[Start]

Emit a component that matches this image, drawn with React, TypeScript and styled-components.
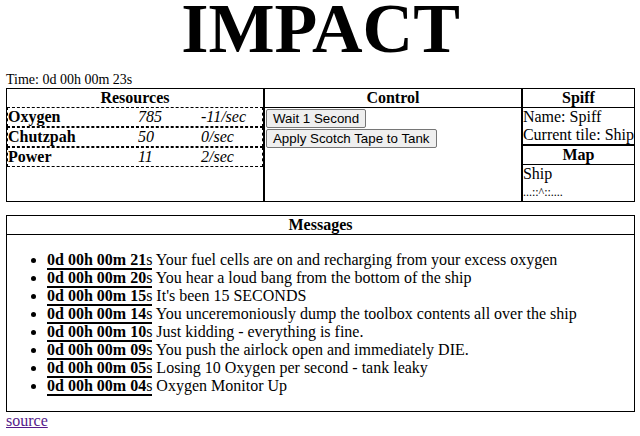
import React from "react";
import styled, { createGlobalStyle } from "styled-components";

const GlobalStyle = createGlobalStyle`
  html, body {
    margin: 0;
    background: #ffffff;
  }
  body {
    padding: 0 5px 0 6px;
    font-family: "Liberation Serif", "Times New Roman", serif;
    font-size: 16px;
    color: #000000;
  }
`;

const Title = styled.h1`
  margin: 0 0 14px;
  font-size: 70px;
  line-height: 58px;
  font-weight: bold;
  text-align: center;
`;

const Clock = styled.div`
  font-size: 14px;
  line-height: 16px;
`;

const Panel = styled.div`
  display: flex;
  border: 1px solid #000;
  line-height: 18px;
`;

const Column = styled.section<{ $fit?: boolean; $divider?: boolean }>`
  flex: ${(p) => (p.$fit ? "none" : "1 1 0")};
  min-width: 0;
  border-right: ${(p) => (p.$divider ? "2px solid #000" : "none")};
`;

const Heading = styled.div<{ $rule?: boolean }>`
  font-weight: bold;
  text-align: center;
  line-height: 18px;
  border-bottom: ${(p) => (p.$rule ? "1px solid #000" : "none")};
`;

const ResourceRow = styled.div`
  display: grid;
  grid-template-columns: 130px 63px 1fr;
  border: 1px dashed #000;
  line-height: 18px;
`;

const ResName = styled.span`
  font-weight: bold;
`;

const ResValue = styled.span`
  font-style: italic;
`;

const ButtonStack = styled.div`
  display: flex;
  flex-direction: column;
  align-items: flex-start;
  gap: 1px;
  padding: 1px 0 0 1px;
`;

const ControlButton = styled.button`
  font-family: "Liberation Sans", Arial, sans-serif;
  font-size: 13.333px;
  line-height: normal;
  padding: 1px 6px;
  color: #000;
  background: #efefef;
  border: 1px solid #767676;
  border-radius: 2px;
`;

const InfoBox = styled.div`
  border-bottom: 1px solid #000;
`;

const MapBox = styled.div`
  border-top: 1px solid #000;
`;

const Line = styled.div`
  line-height: 18px;
  white-space: nowrap;
`;

const MiniMap = styled.div`
  font-size: 12px;
  line-height: 18px;
  white-space: pre;
`;

const MessagesBox = styled.section`
  margin-top: 13px;
  border: 1px solid #000;
`;

const MessageList = styled.ul`
  margin: 16px 0;
  padding-left: 40px;
  line-height: 18px;
`;

const Stamp = styled.span`
  border-bottom: 2px solid #000;
`;

const SourceLink = styled.a`
  color: #551a8b;
  line-height: 18px;
`;

const resources = [
  { name: "Oxygen", value: "785", rate: "-11/sec" },
  { name: "Chutzpah", value: "50", rate: "0/sec" },
  { name: "Power", value: "11", rate: "2/sec" },
];

const messages = [
  { t: "0d 00h 00m 21", text: "Your fuel cells are on and recharging from your excess oxygen" },
  { t: "0d 00h 00m 20", text: "You hear a loud bang from the bottom of the ship" },
  { t: "0d 00h 00m 15", text: "It's been 15 SECONDS" },
  { t: "0d 00h 00m 14", text: "You unceremoniously dump the toolbox contents all over the ship" },
  { t: "0d 00h 00m 10", text: "Just kidding - everything is fine." },
  { t: "0d 00h 00m 09", text: "You push the airlock open and immediately DIE." },
  { t: "0d 00h 00m 05", text: "Losing 10 Oxygen per second - tank leaky" },
  { t: "0d 00h 00m 04", text: "Oxygen Monitor Up" },
];

export default function App() {
  return (
    <>
      <GlobalStyle />
      <Title>IMPACT</Title>
      <Clock>Time: 0d 00h 00m 23s</Clock>
      <Panel>
        <Column $divider>
          <Heading>Resources</Heading>
          {resources.map((r) => (
            <ResourceRow key={r.name}>
              <ResName>{r.name}</ResName>
              <ResValue>{r.value}</ResValue>
              <ResValue>{r.rate}</ResValue>
            </ResourceRow>
          ))}
        </Column>
        <Column $divider>
          <Heading $rule>Control</Heading>
          <ButtonStack>
            <ControlButton>Wait 1 Second</ControlButton>
            <ControlButton>Apply Scotch Tape to Tank</ControlButton>
          </ButtonStack>
        </Column>
        <Column $fit>
          <InfoBox>
            <Heading $rule>Spiff</Heading>
            <Line>Name: Spiff</Line>
            <Line>Current tile: Ship</Line>
          </InfoBox>
          <MapBox>
            <Heading $rule>Map</Heading>
            <Line>Ship</Line>
            <MiniMap>{"...::^::...."}</MiniMap>
          </MapBox>
        </Column>
      </Panel>
      <MessagesBox>
        <Heading $rule>Messages</Heading>
        <MessageList>
          {messages.map((m) => (
            <li key={m.t}>
              <Stamp>
                <b>{m.t}</b>s
              </Stamp>{" "}
              {m.text}
            </li>
          ))}
        </MessageList>
      </MessagesBox>
      <SourceLink href="#">source</SourceLink>
    </>
  );
}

[End]

#### [WHAT YOU HAVE TO DO]
Give all the lines above again, character for character, without pictures.

#### [SOLUTION FOR THIS PROBLEM]
Emit a component that matches this image, drawn with React, TypeScript and styled-components.
import React from "react";
import styled, { createGlobalStyle } from "styled-components";

const GlobalStyle = createGlobalStyle`
  html, body {
    margin: 0;
    background: #ffffff;
  }
  body {
    padding: 0 5px 0 6px;
    font-family: "Liberation Serif", "Times New Roman", serif;
    font-size: 16px;
    color: #000000;
  }
`;

const Title = styled.h1`
  margin: 0 0 14px;
  font-size: 70px;
  line-height: 58px;
  font-weight: bold;
  text-align: center;
`;

const Clock = styled.div`
  font-size: 14px;
  line-height: 16px;
`;

const Panel = styled.div`
  display: flex;
  border: 1px solid #000;
  line-height: 18px;
`;

const Column = styled.section<{ $fit?: boolean; $divider?: boolean }>`
  flex: ${(p) => (p.$fit ? "none" : "1 1 0")};
  min-width: 0;
  border-right: ${(p) => (p.$divider ? "2px solid #000" : "none")};
`;

const Heading = styled.div<{ $rule?: boolean }>`
  font-weight: bold;
  text-align: center;
  line-height: 18px;
  border-bottom: ${(p) => (p.$rule ? "1px solid #000" : "none")};
`;

const ResourceRow = styled.div`
  display: grid;
  grid-template-columns: 130px 63px 1fr;
  border: 1px dashed #000;
  line-height: 18px;
`;

const ResName = styled.span`
  font-weight: bold;
`;

const ResValue = styled.span`
  font-style: italic;
`;

const ButtonStack = styled.div`
  display: flex;
  flex-direction: column;
  align-items: flex-start;
  gap: 1px;
  padding: 1px 0 0 1px;
`;

const ControlButton = styled.button`
  font-family: "Liberation Sans", Arial, sans-serif;
  font-size: 13.333px;
  line-height: normal;
  padding: 1px 6px;
  color: #000;
  background: #efefef;
  border: 1px solid #767676;
  border-radius: 2px;
`;

const InfoBox = styled.div`
  border-bottom: 1px solid #000;
`;

const MapBox = styled.div`
  border-top: 1px solid #000;
`;

const Line = styled.div`
  line-height: 18px;
  white-space: nowrap;
`;

const MiniMap = styled.div`
  font-size: 12px;
  line-height: 18px;
  white-space: pre;
`;

const MessagesBox = styled.section`
  margin-top: 13px;
  border: 1px solid #000;
`;

const MessageList = styled.ul`
  margin: 16px 0;
  padding-left: 40px;
  line-height: 18px;
`;

const Stamp = styled.span`
  border-bottom: 2px solid #000;
`;

const SourceLink = styled.a`
  color: #551a8b;
  line-height: 18px;
`;

const resources = [
  { name: "Oxygen", value: "785", rate: "-11/sec" },
  { name: "Chutzpah", value: "50", rate: "0/sec" },
  { name: "Power", value: "11", rate: "2/sec" },
];

const messages = [
  { t: "0d 00h 00m 21", text: "Your fuel cells are on and recharging from your excess oxygen" },
  { t: "0d 00h 00m 20", text: "You hear a loud bang from the bottom of the ship" },
  { t: "0d 00h 00m 15", text: "It's been 15 SECONDS" },
  { t: "0d 00h 00m 14", text: "You unceremoniously dump the toolbox contents all over the ship" },
  { t: "0d 00h 00m 10", text: "Just kidding - everything is fine." },
  { t: "0d 00h 00m 09", text: "You push the airlock open and immediately DIE." },
  { t: "0d 00h 00m 05", text: "Losing 10 Oxygen per second - tank leaky" },
  { t: "0d 00h 00m 04", text: "Oxygen Monitor Up" },
];

export default function App() {
  return (
    <>
      <GlobalStyle />
      <Title>IMPACT</Title>
      <Clock>Time: 0d 00h 00m 23s</Clock>
      <Panel>
        <Column $divider>
          <Heading>Resources</Heading>
          {resources.map((r) => (
            <ResourceRow key={r.name}>
              <ResName>{r.name}</ResName>
              <ResValue>{r.value}</ResValue>
              <ResValue>{r.rate}</ResValue>
            </ResourceRow>
          ))}
        </Column>
        <Column $divider>
          <Heading $rule>Control</Heading>
          <ButtonStack>
            <ControlButton>Wait 1 Second</ControlButton>
            <ControlButton>Apply Scotch Tape to Tank</ControlButton>
          </ButtonStack>
        </Column>
        <Column $fit>
          <InfoBox>
            <Heading $rule>Spiff</Heading>
            <Line>Name: Spiff</Line>
            <Line>Current tile: Ship</Line>
          </InfoBox>
          <MapBox>
            <Heading $rule>Map</Heading>
            <Line>Ship</Line>
            <MiniMap>{"...::^::...."}</MiniMap>
          </MapBox>
        </Column>
      </Panel>
      <MessagesBox>
        <Heading $rule>Messages</Heading>
        <MessageList>
          {messages.map((m) => (
            <li key={m.t}>
              <Stamp>
                <b>{m.t}</b>s
              </Stamp>{" "}
              {m.text}
            </li>
          ))}
        </MessageList>
      </MessagesBox>
      <SourceLink href="#">source</SourceLink>
    </>
  );
}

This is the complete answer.